- REUTERS/Ruben Sprich
- Ryanair is cutting some winter flights and temporaily removing aircraft from bases, as labor strikes led the company to slash its full-year profit forecast by 12%.
- Ryanair trimmed its winter capacity by 1%, removing aircraft from Eindhoven in the Netherlands, and Bremen and Niederrhein in Germany. It says more disruption is possible.
- Profit forecasted for the year has fallen and is now expected to be between 1.1-1.2 billion euros (£2 billion) compared with the earlier forecast of 1.25-1.35 billion euros, a 12% drop, the Dublin-based airline said.
- The airline has lowered its fares in the third quarter, particularly for the October school mid-term holiday and Christmas.
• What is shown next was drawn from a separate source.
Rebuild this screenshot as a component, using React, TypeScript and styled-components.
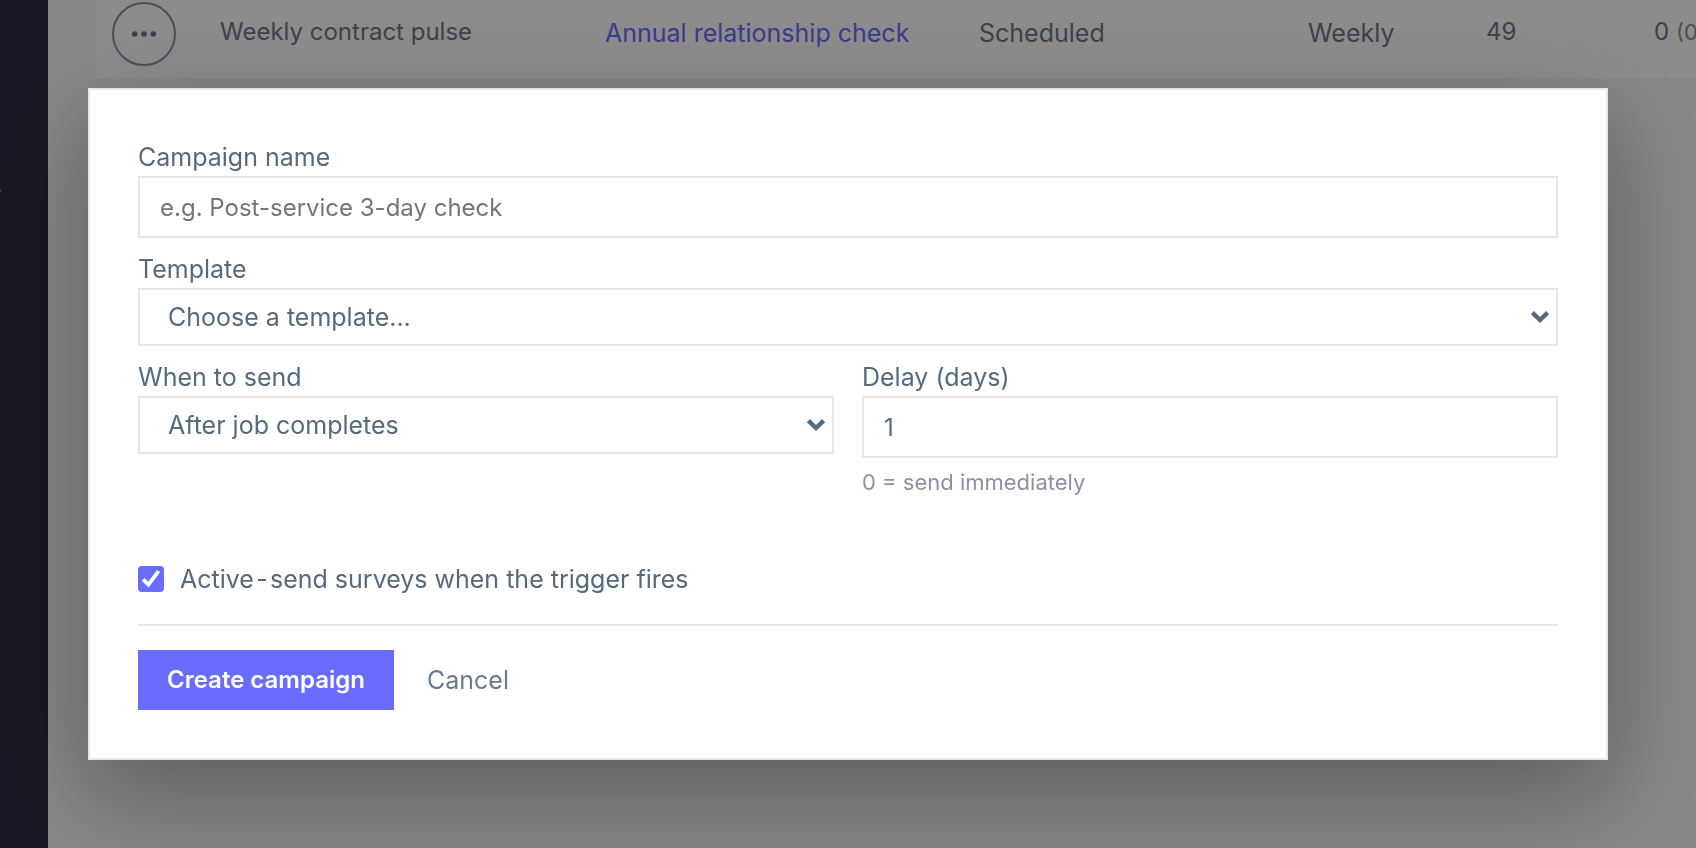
import React, { useState } from "react";
import styled, { createGlobalStyle } from "styled-components";

const GlobalStyle = createGlobalStyle`
  *, *::before, *::after { box-sizing: border-box; }
  body {
    margin: 0;
    overflow: hidden;
    background: #f5f5f9;
    color: #566a7f;
    font: 400 25px/38px Inter, "Liberation Sans", sans-serif;
  }
  button, input, select { font: inherit; color: inherit; }
`;

const Shell = styled.div`
  display: flex;
  min-height: 100vh;
`;

const Sidebar = styled.aside`
  flex: none;
  width: 48px;
  padding-top: 184px;
  overflow: hidden;
  background: #2b2c40;
  color: #7f8097;

  svg { display: block; margin-left: -12px; }
`;

const Main = styled.main`
  flex: 1;
  min-width: 0;
  padding-left: 48px;
  overflow: hidden;
`;

const CampaignTable = styled.table`
  width: 1800px;
  table-layout: fixed;
  border-collapse: collapse;
  background: #fff;
  color: #697a8d;
`;

const Cell = styled.td<{ $lift?: number }>`
  height: 78px;
  padding: 0 0 ${(p) => p.$lift ?? 12}px 16px;
  vertical-align: middle;
  white-space: nowrap;
`;

const SmallCell = styled(Cell)`
  font-size: 24px;
`;

const Share = styled.span`
  font-size: 22px;
  color: #8592a3;
`;

const TemplateLink = styled.a`
  color: #696cff;
  text-decoration: none;
`;

const MoreButton = styled.button`
  display: grid;
  place-items: center;
  width: 64px;
  height: 64px;
  padding: 0;
  border: 2px solid #8592a3;
  border-radius: 50%;
  background: none;
  color: #697a8d;
`;

const Backdrop = styled.div`
  position: fixed;
  inset: 0;
  display: flex;
  align-items: center;
  padding: 0 88px;
  background: rgba(0, 0, 0, 0.45);
`;

const Dialog = styled.form`
  flex: 1;
  min-width: 0;
  padding: 48px;
  border: 2px solid #e7e7e8;
  background: #fff;
  box-shadow: 0 32px 96px rgba(0, 0, 0, 0.32);
`;

const Field = styled.div`
  display: flex;
  flex-direction: column;
  margin-bottom: 12px;
`;

const FieldPair = styled.div`
  display: grid;
  grid-template-columns: 1fr 1fr;
  gap: 28px;
  align-items: start;
`;

const TextInput = styled.input`
  width: 100%;
  height: 62px;
  padding: 0 20px;
  border: 2px solid #e7e7e8;
  border-radius: 0;
  background: #fff;
  font-size: 24px;
  appearance: textfield;

  &::placeholder { color: #757575; opacity: 1; }
  &::-webkit-inner-spin-button { appearance: none; margin: 0; }
`;

const SelectWrap = styled.div`
  position: relative;

  svg {
    position: absolute;
    top: 22px;
    right: 8px;
    pointer-events: none;
  }
`;

const SelectInput = styled.select`
  display: block;
  width: 100%;
  height: 58px;
  padding: 0 48px 0 28px;
  border: 2px solid #e7e7e8;
  border-radius: 0;
  background: #fff;
  appearance: none;
`;

const Hint = styled.small`
  margin-top: 8px;
  font-size: 22px;
  line-height: 32px;
  color: #8a93a5;
`;

const ActiveRow = styled.label`
  display: flex;
  align-items: center;
  gap: 16px;
  margin: 50px 0 26px;
`;

const CheckBox = styled.span`
  position: relative;
  width: 26px;
  height: 26px;

  svg {
    position: absolute;
    inset: 0;
    pointer-events: none;
  }
`;

const CheckInput = styled.input`
  display: block;
  width: 26px;
  height: 26px;
  margin: 0;
  border: 2px solid #d9dee3;
  border-radius: 4px;
  appearance: none;

  &:checked { border-color: #696cff; background: #696cff; }
`;

const Footer = styled.footer`
  display: flex;
  gap: 4px;
  padding-top: 24px;
  border-top: 2px solid #e7e7e8;
`;

const Button = styled.button<{ $primary?: boolean }>`
  height: 60px;
  padding: 0 29px;
  border: 0;
  background: ${(p) => (p.$primary ? "#696cff" : "none")};
  color: ${(p) => (p.$primary ? "#fff" : "#697a8d")};
  font-size: ${(p) => (p.$primary ? 24 : 25)}px;
  font-weight: ${(p) => (p.$primary ? 600 : 400)};
`;

const Chevron = () => (
  <svg width="20" height="14" viewBox="0 0 20 14" fill="none" stroke="#566a7f" strokeWidth="4.4" aria-hidden="true">
    <path d="M2.4 2.6l7.6 7.4 7.6-7.4" />
  </svg>
);

export default function App() {
  const [active, setActive] = useState(true);

  return (
    <>
      <GlobalStyle />
      <Shell>
        <Sidebar>
          <svg width="14" height="14" viewBox="0 0 14 14" fill="none" stroke="currentColor" strokeWidth="2" aria-hidden="true">
            <path d="M2 6l5 5 6-5" />
          </svg>
        </Sidebar>
        <Main>
          <CampaignTable>
            <colgroup>
              {[108, 385, 374, 329, 178, 168].map((width, i) => (
                <col key={i} width={width} />
              ))}
              <col />
            </colgroup>
            <tbody>
              <tr>
                <Cell $lift={10}>
                  <MoreButton type="button" aria-label="Campaign actions">
                    <svg width="26" height="8" viewBox="0 0 26 8" fill="currentColor" aria-hidden="true">
                      <circle cx="3.7" cy="4" r="2.8" />
                      <circle cx="13" cy="4" r="2.8" />
                      <circle cx="22.3" cy="4" r="2.8" />
                    </svg>
                  </MoreButton>
                </Cell>
                <SmallCell $lift={14}>Weekly contract pulse</SmallCell>
                <Cell>
                  <TemplateLink href="#template">Annual relationship check</TemplateLink>
                </Cell>
                <Cell>Scheduled</Cell>
                <Cell>Weekly</Cell>
                <SmallCell $lift={14}>49</SmallCell>
                <SmallCell $lift={14}>
                  0 <Share>(0%)</Share>
                </SmallCell>
              </tr>
            </tbody>
          </CampaignTable>
        </Main>
      </Shell>

      <Backdrop>
        <Dialog role="dialog" aria-label="New campaign" onSubmit={(e) => e.preventDefault()}>
          <Field>
            <label htmlFor="name">Campaign name</label>
            <TextInput id="name" type="text" placeholder="e.g. Post-service 3-day check" />
          </Field>
          <Field>
            <label htmlFor="template">Template</label>
            <SelectWrap>
              <SelectInput id="template">
                <option>Choose a template...</option>
              </SelectInput>
              <Chevron />
            </SelectWrap>
          </Field>
          <FieldPair>
            <Field>
              <label htmlFor="trigger">When to send</label>
              <SelectWrap>
                <SelectInput id="trigger">
                  <option>After job completes</option>
                </SelectInput>
                <Chevron />
              </SelectWrap>
            </Field>
            <Field>
              <label htmlFor="delay">Delay (days)</label>
              <TextInput id="delay" type="number" min={0} defaultValue={1} aria-describedby="delay-hint" />
              <Hint id="delay-hint">0 = send immediately</Hint>
            </Field>
          </FieldPair>
          <ActiveRow>
            <CheckBox>
              <CheckInput type="checkbox" checked={active} onChange={(e) => setActive(e.target.checked)} />
              {active && (
                <svg width="26" height="26" viewBox="0 0 26 26" fill="none" stroke="#fff" strokeWidth="3.8" aria-hidden="true">
                  <path d="M5 13.4l5.4 5.2L20.6 5.2" />
                </svg>
              )}
            </CheckBox>
            <span>Active{"\u200A"}-{"\u200A"}send surveys when the trigger fires</span>
          </ActiveRow>
          <Footer>
            <Button type="submit" $primary>Create campaign</Button>
            <Button type="button">Cancel</Button>
          </Footer>
        </Dialog>
      </Backdrop>
    </>
  );
}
Ryanair is cuting some winter flights and temporaily removing aircraft from bases as labor strikes led the company to report a bleak full-year profit forecast.
Ryanair, the largest low cost-carrier in Europe, pojected a 12% fall in profit due to raised oil costs and September strikes from pilots and cabin crew across Europe, the company said.
The airline said it could not rule out further disruption and another cut to forecasted profits. A reduction in winter flights is also expected.
Winter flights are often operated at a loss. Ryanair has trimmed its winter capacity by 1 percent, temporarily removing aircraft from its Eindhoven, Bremen and Niederrhein bases, and it has lowered fares.
Since recognizing unions in late 2017, strikes have escalated against Ryanair with bosses and unions making slow progress in talks. The strikes led to cancelled flights and reduced revenue, while rising oil prices also hit the airline. Profit for the year is now expected to be between 1.1-1.2 billion euros (£2 billion) compared with the earlier forecast of 1.25-1.35 billion euros, a 12% drop, the Dublin-based airline said.
“While we successfully managed five strikes by 25% of our Irish pilots this summer, two recent co-ordinated strikes by cabin crew and pilots across five EU countries has affected passenger numbers (through flight cancellations), bookings and yields (as we re-accommodate disrupted passengers), and forward air fares into Q3.” said Ryanair chief executive, Michael O’Leary.
Shares of Ryanair plunged 8.8% on Monday.
But the company said that most flights will continue as normal. “All affected customers have been contacted by email/SMS this morning and will be re-accommodated on other flights or refunded as they so wish,” Ryanair said.